Yukarıda açıklanan yasal düzenlemelere göre somut uyuşmazlığın değerlendirilmesinde; davacı tüketici, aracının birden çok defa arızalandığını, serviste tamir edildiğini, ancak sonradan tekrar arıza yaptığından bahisle aracın misliyle değişimini veya bedel iadesini talep etmektedir.

Açıklandığı şekilde tüketici seçimlik haklarından herhangi birisini kullanabilecektir. Öğretide ve uygulamada da kabul edildiği üzere tüketicinin seçimlik haklarını tek yanlı ve varması gereken bir irade açıklamasıyla kullanması gerekmektedir. Tüketici bu haklardan hangisini seçtiğini, bir kez bildirmekle, seçim hakkını kullanmış olur ve artık tercihini değiştiremez. Çünkü, satıcı kayıtsız şartsız, bildirilen tercihi yerine getirmek zorundadır. Bu nedenle tüketicinin seçim hakkı, bir kez kullanılmakla sona ermekte ve onun yerine tercih ettiği hak geçmektedir. Bu özelliği nedeniyle, tüketicinin seçimlik hakkının yenilik doğrucu (inşai) haklardan olduğunu söyleyebiliriz.

Yine 6502 sayılı yasanın 56/3. maddesinde, “Tüketici bu Kanunun 11 inci maddesinde belirtilen seçimlik haklarından onarım hakkını kullanmışsa, malın garanti süresi içinde tekrar arızalanması veya tamiri için gereken azami sürenin aşılması veya tamirinin mümkün bulunmadığının anlaşılması hallerinde 11 inci maddede yer alan diğer seçimlik haklarını kullanabilir.

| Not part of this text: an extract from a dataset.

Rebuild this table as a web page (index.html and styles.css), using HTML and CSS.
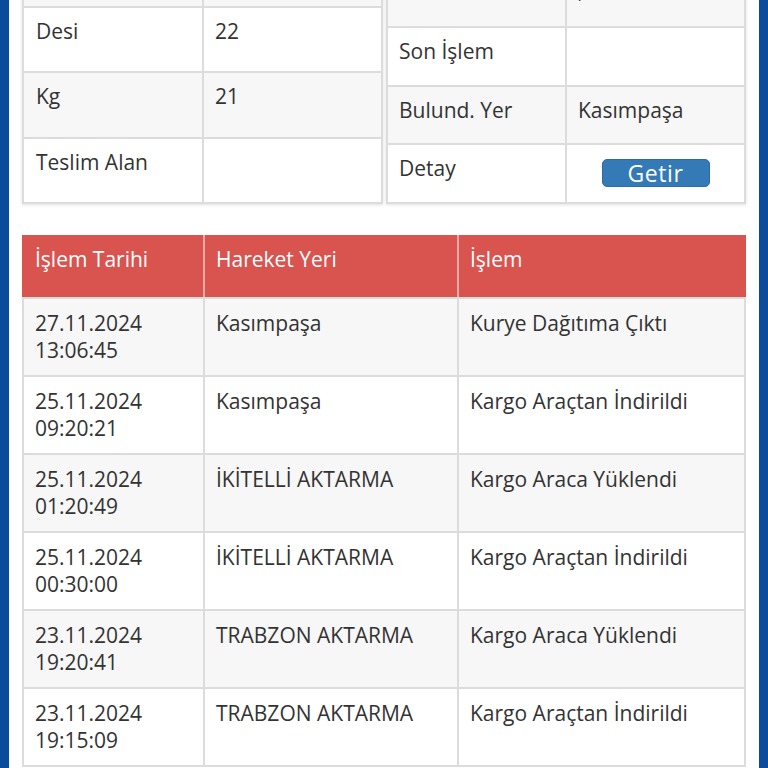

Satıcı tüketicinin talebini reddedemez. Bu talebin yerine getirilmemesi durumunda satıcı, üretici ve ithalatçı müteselsilen sorumludur.” hükümlerine amirdir. Aynı şekilde 13.06.2014 tarihinde yürürlüğe giren Garanti Belgesi Yönetmeliği'nin 9. maddesi de aynı hükümlere amirdir.

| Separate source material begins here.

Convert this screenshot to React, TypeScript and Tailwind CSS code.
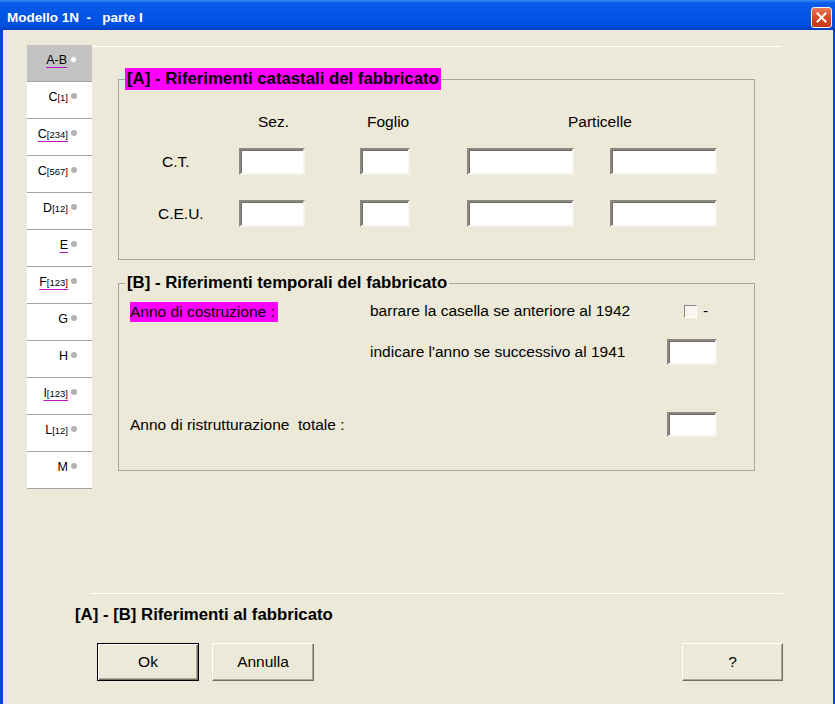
import type { ReactNode } from 'react';

const tabs: { main: string; sub?: string; underline?: boolean; active?: boolean }[] = [
  { main: 'A-B', underline: true, active: true },
  { main: 'C', sub: '[1]' },
  { main: 'C', sub: '[234]', underline: true },
  { main: 'C', sub: '[567]' },
  { main: 'D', sub: '[12]' },
  { main: 'E', underline: true },
  { main: 'F', sub: '[123]', underline: true },
  { main: 'G' },
  { main: 'H' },
  { main: 'I', sub: '[123]', underline: true },
  { main: 'L', sub: '[12]' },
  { main: 'M' },
];

function Field({ className = '' }: { className?: string }) {
  return (
    <input
      type="text"
      readOnly
      className={`block bg-white border-2 border-t-[#8a8880] border-l-[#8a8880] border-r-[#f4f3ee] border-b-[#f4f3ee] shadow-[inset_1px_1px_0_#6e6d67] outline-none ${className}`}
    />
  );
}

function WinButton({ children, primary = false, className = '' }: { children: ReactNode; primary?: boolean; className?: string }) {
  return (
    <button
      className={`h-[38px] text-[15.5px] text-black bg-[#ECE9D8] ${
        primary
          ? 'border border-black shadow-[inset_1px_1px_0_#ffffff,inset_-1px_-1px_0_#716f64,inset_-2px_-2px_0_#aca899]'
          : 'border border-t-white border-l-white border-r-[#716f64] border-b-[#716f64] shadow-[inset_-1px_-1px_0_#aca899]'
      } ${className}`}
    >
      {children}
    </button>
  );
}

export default function App() {
  return (
    <div className="w-[835px] h-[704px] flex flex-col overflow-hidden font-['Liberation_Sans',Arial,sans-serif] text-black">
      {/* Title bar */}
      <div className="h-[30px] shrink-0 flex justify-between bg-[linear-gradient(to_bottom,#3c8cf8_0%,#0a5ce8_10%,#0256e6_45%,#0050e0_85%,#003cc0_100%)]">
        <div className="pl-[7px] pt-[10px] leading-[16px] text-[13.5px] font-bold text-white whitespace-pre">
          Modello 1N  -   parte I
        </div>
        <div className="mt-[7px] mr-[3px] w-[21px] h-[21px] rounded-[3px] border border-[#f2f2f2] bg-[linear-gradient(to_bottom,#e9795a,#d7461f_55%,#c2391a)] flex items-center justify-center">
          <svg width="11" height="11" viewBox="0 0 11 11">
            <path d="M1.5 1.5 L9.5 9.5 M9.5 1.5 L1.5 9.5" stroke="white" strokeWidth="2" strokeLinecap="square" />
          </svg>
        </div>
      </div>

      {/* Body */}
      <div className="flex-1 flex flex-col bg-[#ECE9D8] border-l-[3px] border-r-[2px] border-[#0843dc]">
        <div className="flex pt-[15px]">
          {/* Tabs */}
          <div className="ml-[24px] w-[65px] shrink-0 flex flex-col">
            {tabs.map((t, i) => (
              <div
                key={i}
                className={`h-[37px] border-b border-[#a3a3a3] flex justify-end pt-[8px] pr-[15px] ${t.active ? 'bg-[#c3c3c3]' : 'bg-white'}`}
              >
                <div className="h-[14px] flex items-center">
                  <span
                    className={`leading-[14px] text-[12.5px] ${t.underline ? 'underline decoration-[#c012c0] underline-offset-[3px]' : ''}`}
                  >
                    {t.main}
                    {t.sub && <span className="text-[9.5px]">{t.sub}</span>}
                  </span>
                  <span
                    className={`ml-[3px] -mt-[2px] rounded-full ${
                      t.active ? 'bg-white border border-[#c8c8c8] w-[7px] h-[7px]' : 'bg-[#b2b2b2] w-[6px] h-[6px]'
                    }`}
                  />
                </div>
              </div>
            ))}
          </div>

          {/* Right column */}
          <div className="flex-1 flex flex-col">
            <div className="mt-[1px] h-px w-[690px] bg-white" />

            {/* [A] */}
            <fieldset className="ml-[26px] mt-[21px] w-[637px] border border-[#a8a79c]">
              <legend className="ml-[6px] px-[2px] bg-[#ff00ff] leading-[22px] text-[16.75px] font-bold">
                [A] - Riferimenti catastali del fabbricato
              </legend>
              <div className="mt-[23px] h-[18px] flex leading-[18px] text-[15.5px]">
                <span className="ml-[139px] w-[109px]">Sez.</span>
                <span className="w-[201px]">Foglio</span>
                <span>Particelle</span>
              </div>
              <div className="mt-[17px] flex items-center h-[27px]">
                <span className="w-[120px] pl-[43px] text-[15.5px]">C.T.</span>
                <Field className="w-[66px] h-[27px]" />
                <Field className="ml-[55px] w-[50px] h-[27px]" />
                <Field className="ml-[57px] w-[107px] h-[27px]" />
                <Field className="ml-[36px] w-[107px] h-[27px]" />
              </div>
              <div className="mt-[25px] mb-[32px] flex items-center h-[27px]">
                <span className="w-[120px] pl-[39px] text-[15.5px]">C.E.U.</span>
                <Field className="w-[66px] h-[27px]" />
                <Field className="ml-[55px] w-[50px] h-[27px]" />
                <Field className="ml-[57px] w-[107px] h-[27px]" />
                <Field className="ml-[36px] w-[107px] h-[27px]" />
              </div>
            </fieldset>

            {/* [B] */}
            <fieldset className="ml-[26px] mt-[12px] w-[637px] border border-[#a8a79c]">
              <legend className="ml-[6px] px-[2px] leading-[22px] text-[16.75px] font-bold">
                [B] - Riferimenti temporali del fabbricato
              </legend>
              <div className="pl-[11px] pt-[6px] pb-[33px] grid grid-cols-[240px_297px_50px] text-[15.5px]">
                <div className="h-[22px]">
                  <span className="inline-block h-[20px] leading-[20px] pr-[3px] bg-[#ff00ff]">Anno di costruzione :</span>
                </div>
                <div className="h-[22px] leading-[22px]">barrare la casella se anteriore al 1942</div>
                <div className="h-[22px] flex items-center">
                  <span className="ml-[17px] w-[13px] h-[13px] bg-[#f6f5f0] border border-t-[#8a8880] border-l-[#8a8880] border-r-white border-b-white" />
                  <span className="ml-[6px] leading-[22px]">-</span>
                </div>

                <div className="mt-[17px]" />
                <div className="mt-[17px] h-[26px] flex items-center">indicare l'anno se successivo al 1941</div>
                <div className="mt-[17px]">
                  <Field className="w-[50px] h-[26px]" />
                </div>

                <div className="col-span-2 mt-[47px] h-[25px] flex items-center whitespace-pre">Anno di ristrutturazione  totale :</div>
                <div className="mt-[47px]">
                  <Field className="w-[50px] h-[25px]" />
                </div>
              </div>
            </fieldset>
          </div>
        </div>

        {/* Bottom */}
        <div className="mt-[104px] ml-[87px] w-[693px] h-px bg-white" />
        <div className="mt-[10px] ml-[72px] leading-[22px] text-[16.75px] font-bold">
          [A] - [B] Riferimenti al fabbricato
        </div>
        <div className="mt-[17px] flex">
          <WinButton primary className="ml-[94px] w-[102px]">Ok</WinButton>
          <WinButton className="ml-[13px] w-[102px]">Annulla</WinButton>
          <WinButton className="ml-auto mr-[50px] w-[101px]">?</WinButton>
        </div>
      </div>
    </div>
  );
}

Açıklanan yasal hükümler değerlendirildiğinde; dava konusu somut olaya bakıldığında; davacı 6502 sayılı kanun'un 11. maddesine göre onarım hakkını kullanıp seçimlik hakkını bu şekilde tükettiğine ve onarılan araçta halen devam eden bir arıza bulunmadığına göre sonradan aracın misli ile değiştirilmesi veya bedelinin iadesine yönelik bir diğer seçimlik hakkını kullanamaz. Bu kuralın tek istisnası yukarıda da belirtildiği gibi araçta halen devam eden bir arızanın bulunması halidir. Çünkü bu halde her ne kadar davacı seçimlik hakkını onarımdan yana kullanmış ise de araçta arıza devam ettiğinde bu haktan fayda görmediği anlaşılacaktır. Mahkemece aldırılan bilirkişi kök ve ek raporlarında, keza mahkeme kararının gerekçesinde de açıklandığı üzere, araçta devam eden bir arızanın bulunmadığı bildirilmiştir.

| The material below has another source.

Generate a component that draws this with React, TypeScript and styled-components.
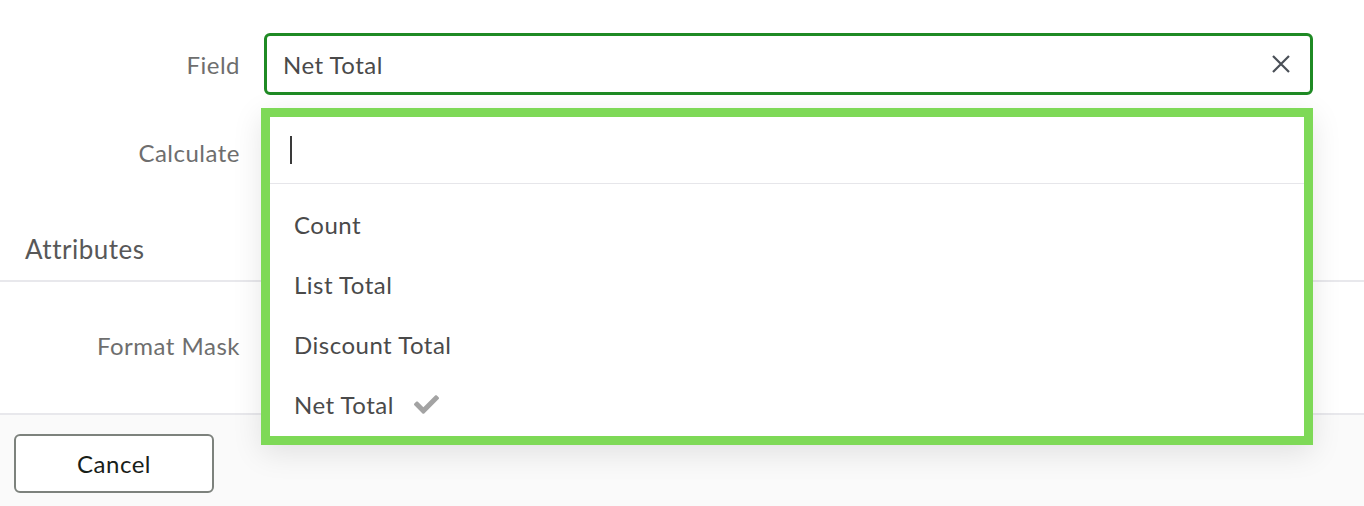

O halde, araçta devam eden bir arıza bulunmadığından davanın reddine karar verilmesi gerekirken, yanılgılı değerlendirme ile yazılı şekilde hüküm kurulması doğru görülmemiş, bozmayı gerektirmiştir.

İlk derece mahkemesi kararının, yukarıda açıklanan nedenlerle bozulmasına karar verilmiş olduğundan, HMK'nın 373/1 maddesi uyarınca, bu karara karşı yapılan istinaf başvurusunun esastan reddine ilişkin bölge adliye mahkemesi kararının da kaldırılmasına karar verilmiştir.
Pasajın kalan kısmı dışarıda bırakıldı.